“Restore me then my quiet days and untroubled nights, that I may retain my joy in the pure light and, for the rest of my days, enjoy the gladness of a peaceful life. Else I needs must groan and be diffused wholly in tears, and know no comfort of mind till I die. For while the people of God, my fellow-servants, are thus torn asunder in unlawful and pernicious controversy, how can I be of tranquil mind?”

Some have seen in this letter proof of the Emperor’s consummate wisdom, and have described its language as golden and the triumph of common sense. It seems to us a complete exposure of his profound ignorance of the subject in which he had interfered. It was easy to say that the question should not have been raised. “Quieta non movere” is an excellent motto in theology as in politics. But this was precisely one of those questions which, when once raised, are bound to go forward to an issue. The time was ripe for it. It suited the taste and temper of the age, and the resultant storm of controversy, so easily stirred up, was not easily allayed. For Constantine to tell Alexander and Arius that theirs was merely a verbal quarrel on an insignificant and non-essential point, or that they were really of one and the same mind, and held one and the same view on all essentials, was grotesquely absurd. The question at issue was none other than the Divine Nature of the Son of God. If theology is of any value or importance at all, it is impossible to conceive a more essential problem.


CHAPTER XI
THE COUNCIL OF NICÆA

Constantine’s letter was fruitless. Hosius sought to play the peacemaker in vain. Neither Alexander nor Arius desired peace except at the price of the other’s submission, and neither was prepared to submit. Hosius, therefore, did not remain long in Alexandria, and, returning to Constantine, recommended him to summon a Council of the Church. The advice pleased the Emperor, who at once issued letters calling upon the bishops to assemble at Nicæa, in Bithynia, in the month of June, 325. The invitations were accepted with alacrity, for Constantine placed at the disposal of the bishops the posting system of the Empire, thus enabling them to travel comfortably, expeditiously, and at no cost to themselves.

“They were impelled,” says Eusebius,[[93]] “by the anticipation of a happy result to the conference, by the hope of enjoying present peace, and by the desire of beholding something new and strange in the person of so admirable an Emperor. And when they were all assembled, it appeared evident that the proceeding was the work of God, inasmuch as men, who had been most widely separated not merely in sentiment but by differences of country, place, and nation, were here brought together within the walls of a single city, forming as it were a vast garland of priests, composed of a variety of the choicest flowers.”

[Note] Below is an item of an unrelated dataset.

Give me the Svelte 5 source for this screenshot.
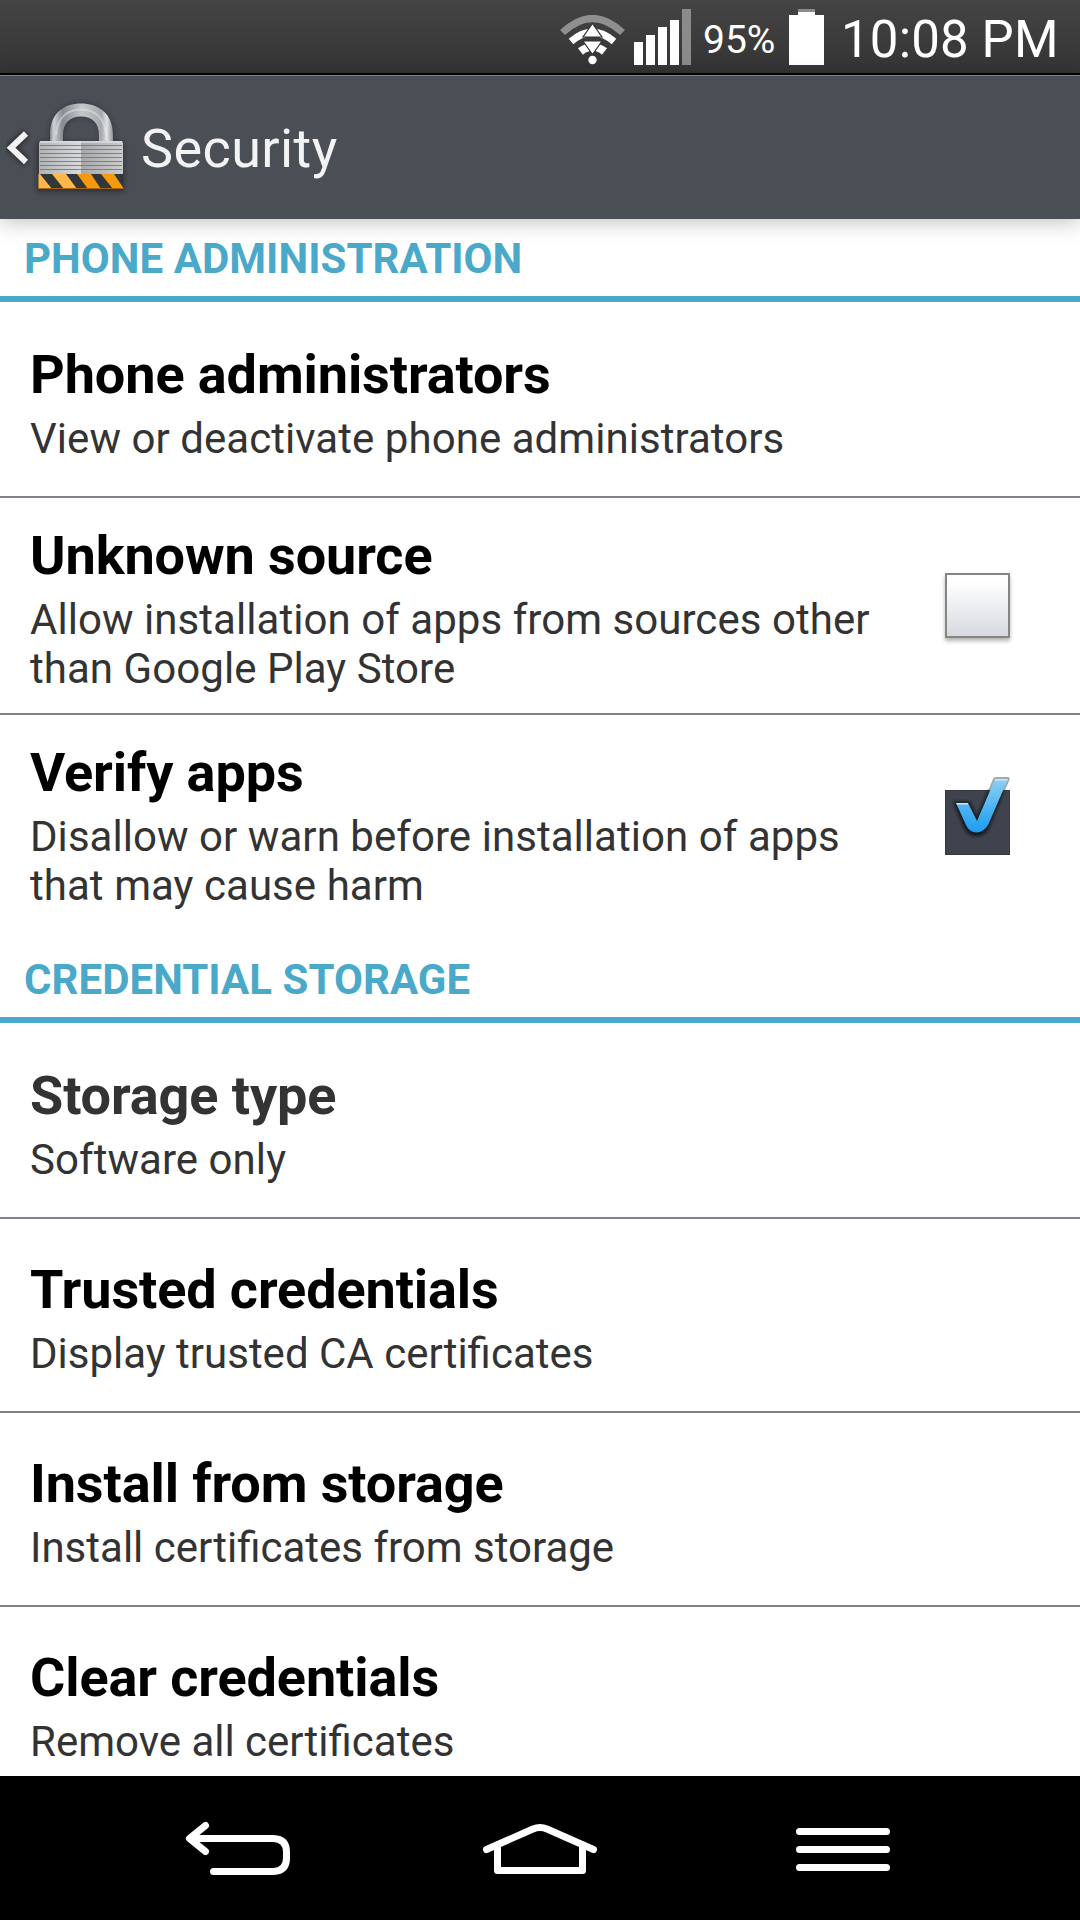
<script>
  const groups = [
    {
      heading: 'PHONE ADMINISTRATION',
      items: [
        { title: 'Phone administrators', lines: ['View or deactivate phone administrators'] },
        { title: 'Unknown source', lines: ['Allow installation of apps from sources other', 'than Google Play Store'], check: 'off' },
        { title: 'Verify apps', lines: ['Disallow or warn before installation of apps', 'that may cause harm'], check: 'on' }
      ]
    },
    {
      heading: 'CREDENTIAL STORAGE',
      items: [
        { title: 'Storage type', lines: ['Software only'], muted: true },
        { title: 'Trusted credentials', lines: ['Display trusted CA certificates'] },
        { title: 'Install from storage', lines: ['Install certificates from storage'] },
        { title: 'Clear credentials', lines: ['Remove all certificates'] }
      ]
    }
  ];

  // Letter-spacing switches ligatures off, so lines with "fi" keep the default spacing.
  const hasLigature = (line) => line.includes('fi');
</script>

<div class="screen">
  <div class="status">
    <svg class="wifi" width="66" height="50" viewBox="0 0 66 50" fill="none">
      <path d="M3.500 17.500Q33.500 -10.500 63.500 17.500" stroke="#8f8f8f" stroke-width="7" />
      <path d="M12 26.500Q33.500 8 55 26.500" stroke="#fff" stroke-width="7" />
      <path d="M21.500 36.500Q33.500 27 45.500 36.500" stroke="#fff" stroke-width="8" />
      <path d="M33.500 8.500L43 22H24Z M24 26H43L33.500 39.500Z" fill="#fff" stroke="#333" stroke-width="1.200" />
      <path d="M26 24h15" stroke="#3b3b3b" stroke-width="3" />
      <circle cx="33.500" cy="45" r="4.200" fill="#fff" />
    </svg>
    <svg class="signal" width="57" height="56" viewBox="0 0 57 56" fill="#fff">
      <path d="M0 33h9v23H0zM12 26h9v30h-9zM24 18h9v38h-9zM36 11h9v45h-9z" />
      <path d="M48 0h9v56h-9z" fill="#8b8b8b" />
    </svg>
    <span class="percent">95%</span>
    <svg class="battery" width="35" height="56" viewBox="0 0 35 56">
      <path d="M9 0h17v3H9z" fill="#8b8b8b" />
      <path d="M9 3h17v3h9v50H0V6h9z" fill="#fff" />
    </svg>
    <span class="clock">10:08 PM</span>
  </div>

  <header>
    <svg width="130" height="144" viewBox="0 0 130 144">
      <defs>
        <linearGradient id="shackle" x1="0" x2="1">
          <stop offset="0" stop-color="#82878a" />
          <stop offset=".06" stop-color="#d0d3d6" />
          <stop offset=".14" stop-color="#a3a8ac" />
          <stop offset=".2" stop-color="#868b8f" />
          <stop offset=".5" stop-color="#c5c8cb" />
          <stop offset=".82" stop-color="#a5aaae" />
          <stop offset=".9" stop-color="#e2e4e6" />
          <stop offset="1" stop-color="#8d9296" />
        </linearGradient>
        <linearGradient id="bodyL" x1="0" x2="1"><stop offset="0" stop-color="#b1b2b4" /><stop offset="1" stop-color="#d9dadc" /></linearGradient>
        <linearGradient id="bodyR" x1="0" x2="1"><stop offset="0" stop-color="#a8a9ab" /><stop offset="1" stop-color="#cbccce" /></linearGradient>
        <clipPath id="band"><path d="M38.500 99H123.500v14.500H38.500z" /></clipPath>
        <filter id="soft" x="-30%" y="-30%" width="160%" height="160%"><feGaussianBlur stdDeviation="2" /></filter>
      </defs>
      <path d="M26 58.500L11 72.800L26 87" fill="none" stroke="#1e2024" stroke-width="9" opacity=".75" filter="url(#soft)" />
      <path d="M26 58.500L11 72.800L26 87" fill="none" stroke="#f3f3f3" stroke-width="6" />
      <path d="M37 67h87v50H37z" fill="#222" opacity=".6" filter="url(#soft)" />
      <path d="M56 68V60a25.500 25.500 0 0 1 51 0v8" fill="none" stroke="#25272b" stroke-width="15" opacity=".5" filter="url(#soft)" />
      <path d="M50 67V60C50 38 64 28.500 81 28.500S113 38 113 60V67H99V60C99 48 92 41.500 81 41.500S63 48 63 60V67Z" fill="url(#shackle)" />
      <path d="M56 60C57 43 67 34.500 81 34.500S105 43 106 60" fill="none" stroke="#e8eaec" stroke-width="2" opacity=".5" />
      <path d="M40 66h41v33H39V68z" fill="url(#bodyL)" />
      <path d="M81 66h41l1 2v31H81z" fill="url(#bodyR)" />
      <path d="M40 67h82" stroke="#dcddde" stroke-width="1.500" />
      <path d="M40 70.500h82M40 74.500h82M40 78.500h82M40 82.500h82M40 86.500h82M40 90.500h82M40 94.500h82" stroke="#6d6f71" stroke-width="1" opacity=".8" />
      <path d="M38.500 99H123.500v15H38.500z" fill="#34373a" />
      <g clip-path="url(#band)">
        <path d="M38 99h2l12 15H38zM52 99h14l11 15H64z" fill="#ffb74a" />
        <path d="M77 99h14l10 15H88zM101 99h13l10 15h-11z" fill="#f59a0c" />
      </g>
      <path d="M38 113.500H123.500" stroke="#a8640c" stroke-width="1.200" />
    </svg>
    <h1>Security</h1>
  </header>

  <main>
    {#each groups as group}
      <section>
        <h2>{group.heading}</h2>
        {#each group.items as item}
          <div class="item" class:double={item.lines.length > 1}>
            <div class="text">
              <h3 class:muted={item.muted}>{item.title}</h3>
              {#each item.lines as line}<p class:loose={!hasLigature(line)}>{line}</p>{/each}
            </div>
            {#if item.check === 'off'}
              <span class="box"></span>
            {:else if item.check === 'on'}
              <svg class="checked" width="75" height="105" viewBox="0 0 75 105">
                <defs>
                  <linearGradient id="tick" x1="0" y1="0" x2="0" y2="1"><stop offset="0" stop-color="#8fd0f5" /><stop offset=".55" stop-color="#4bb3f1" /><stop offset="1" stop-color="#1d9df0" /></linearGradient>
                  <filter id="glow"><feGaussianBlur stdDeviation="1.500" /></filter>
                </defs>
                <path d="M5 20h65v65H5z" fill="#3e434e" />
                <path d="M5.500 20.500h64v64h-64z" fill="none" stroke="#343841" />
                <path d="M15 33H29L37 50L49 22H62L48 57Q44 65 36 65Q29 65 25 57Z" fill="#171a20" stroke="#171a20" stroke-width="3" filter="url(#glow)" />
                <path d="M48.500 20L53 9Q54 7 56 7H68.500Q70.500 8 69.500 10L65 20Z" fill="#a5a8aa" />
                <path d="M16 33H28L37 51L55 9H68L48.500 54Q44 62.500 36 62.500Q29 62 26 55Z" fill="url(#tick)" />
                <path d="M16.500 33.700H28M55 9.700H67.500" stroke="#cdeafa" stroke-width="1.500" />
              </svg>
            {/if}
          </div>
        {/each}
      </section>
    {/each}
  </main>

  <nav>
    <svg width="1080" height="144" viewBox="0 0 1080 144" fill="none" stroke="#fff" stroke-width="7" stroke-linecap="round" stroke-linejoin="round">
      <path d="M205.500 49.500L189.500 62.500L205.500 75.500M190 62.500H273.500Q286.500 63 286.500 76V82Q286.500 95 273.500 95.500H213.500" />
      <path d="M486.500 73.500L533 53Q540 50 547 53L593.500 73.500M497.500 70V94.500H582.500V70" />
      <path d="M799.500 55.500H886.500M799.500 73.500H886.500M799.500 91.500H886.500" />
    </svg>
  </nav>
</div>

<style>
  :global(body) { margin: 0; }
  .screen {
    width: 1080px; height: 1920px; overflow: hidden;
    display: flex; flex-direction: column;
    background: #fff; font-family: Roboto, sans-serif;
  }
  svg { display: block; flex: none; }
  h1, h2, h3, p { margin: 0; font-weight: 400; white-space: nowrap; }
  .status {
    height: 73px; flex: none; display: flex; align-items: flex-start;
    background: linear-gradient(#444, #343434); border-bottom: 2px solid #000; color: #fff;
  }
  .wifi { margin: 15px 0 0 559px; }
  .signal { margin: 9px 0 0 9px; }
  .percent { width: 76px; margin-left: 12px; font-size: 39px; line-height: 80px; white-space: nowrap; }
  .battery { margin: 9px 0 0 10px; }
  .clock { margin-left: 17px; font-size: 51px; line-height: 80px; letter-spacing: .15px; white-space: nowrap; }
  header {
    height: 144px; flex: none; box-sizing: border-box; display: flex;
    background: #4a4e55; box-shadow: inset 0 1px #7a7e85, 0 3px 20px rgba(0,0,0,.25);
    position: relative;
  }
  header svg { margin-right: 11px; }
  h1 { color: #f3f3f3; font-size: 54px; line-height: 148px; letter-spacing: .4px; }
  main { height: 1557px; flex: none; overflow: hidden; }
  h2 {
    box-sizing: border-box; height: 83px; padding-left: 24px; border-bottom: 6px solid #4aa9c9;
    color: #4aa9c9; font-size: 42px; font-weight: 700; line-height: 80px; letter-spacing: .05px;
  }
  .item {
    box-sizing: border-box; height: 194px; padding: 0 65px 0 30px; display: flex; align-items: center;
    justify-content: space-between; border-bottom: 2px solid #7d828a;
  }
  .text { align-self: flex-start; padding-top: 39px; }
  .item:nth-child(2) { height: 196px; }
  .item:nth-child(2) .text { padding-top: 41px; }
  .item.double { height: 217px; }
  .item.double .text { padding-top: 26px; }
  .item:last-child { border-bottom-color: transparent; margin-bottom: 8px; }
  h3 { color: #000; font-size: 54px; font-weight: 700; line-height: 63px; letter-spacing: -.1px; margin-bottom: 8px; }
  h3.muted { color: #333; }
  p { color: #333; font-size: 42px; line-height: 49px; }
  p.loose { letter-spacing: .05px; }
  .box {
    box-sizing: border-box; width: 65px; height: 65px; border: 2px solid #858585; margin-right: 5px;
    background: linear-gradient(#fff 10%, #d6dae0); box-shadow: 0 3px 4px rgba(0,0,0,.3);
  }
  nav { height: 144px; flex: none; background: #000; }
</style>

The Council of Nicæa was the first of the great Œcumenical Councils of the Church. There had been nothing like it before; nor could there have been, for no pagan Emperor would have tolerated such an assembly. The exact number of those present is not known. Eusebius, with irritating and unnecessary vagueness, says that “the bishops exceeded two hundred and fifty, while the number of the presbyters and deacons in their train and the crowd of acolytes and other attendants was altogether beyond computation.” There are sundry lists of names recorded by the ecclesiastical historians, but unfortunately all are incomplete. However, as a confident legend grew up within fifty years of the Council that the bishops were 318 in number, and as the Council itself became known as “The Council of the 318,” we may accept that figure without much demur. Very few came from the West. Hosius of Cordova seems to have been the only representative of the Spanish Church, and Nacasius of Divio the only representative of Gaul. The Bishops of Arles, Autun, Lyons, Treves, Narbonne, Marseilles, Toulouse—all cities of first-class importance—were absent. Eustorgius came from Milan; Marcus from Calabria; Capito from Sicily. The aged Sylvester of Rome would have attended, had his physical infirmities permitted, but he sent two presbyters to speak for him, Vito and Vincentius. Bishop Domnus of Stridon represented Pannonia, and Theophilus the Goth came on behalf of the northern barbarians—probably to listen rather than to speak. Evidently, then, the composition of the Council was overwhelmingly Eastern. Greek, not Latin, was the language spoken, and certainly Greek, not Latin, was the heresy under discussion, for the Arian controversy could not have arisen in the western half of the Empire. For all practical purposes the Council of Nicæa was a well-attended synod of the Syrian and Egyptian Churches. The opinions there expounded were the opinions of the Christian schools of Antioch and Alexandria.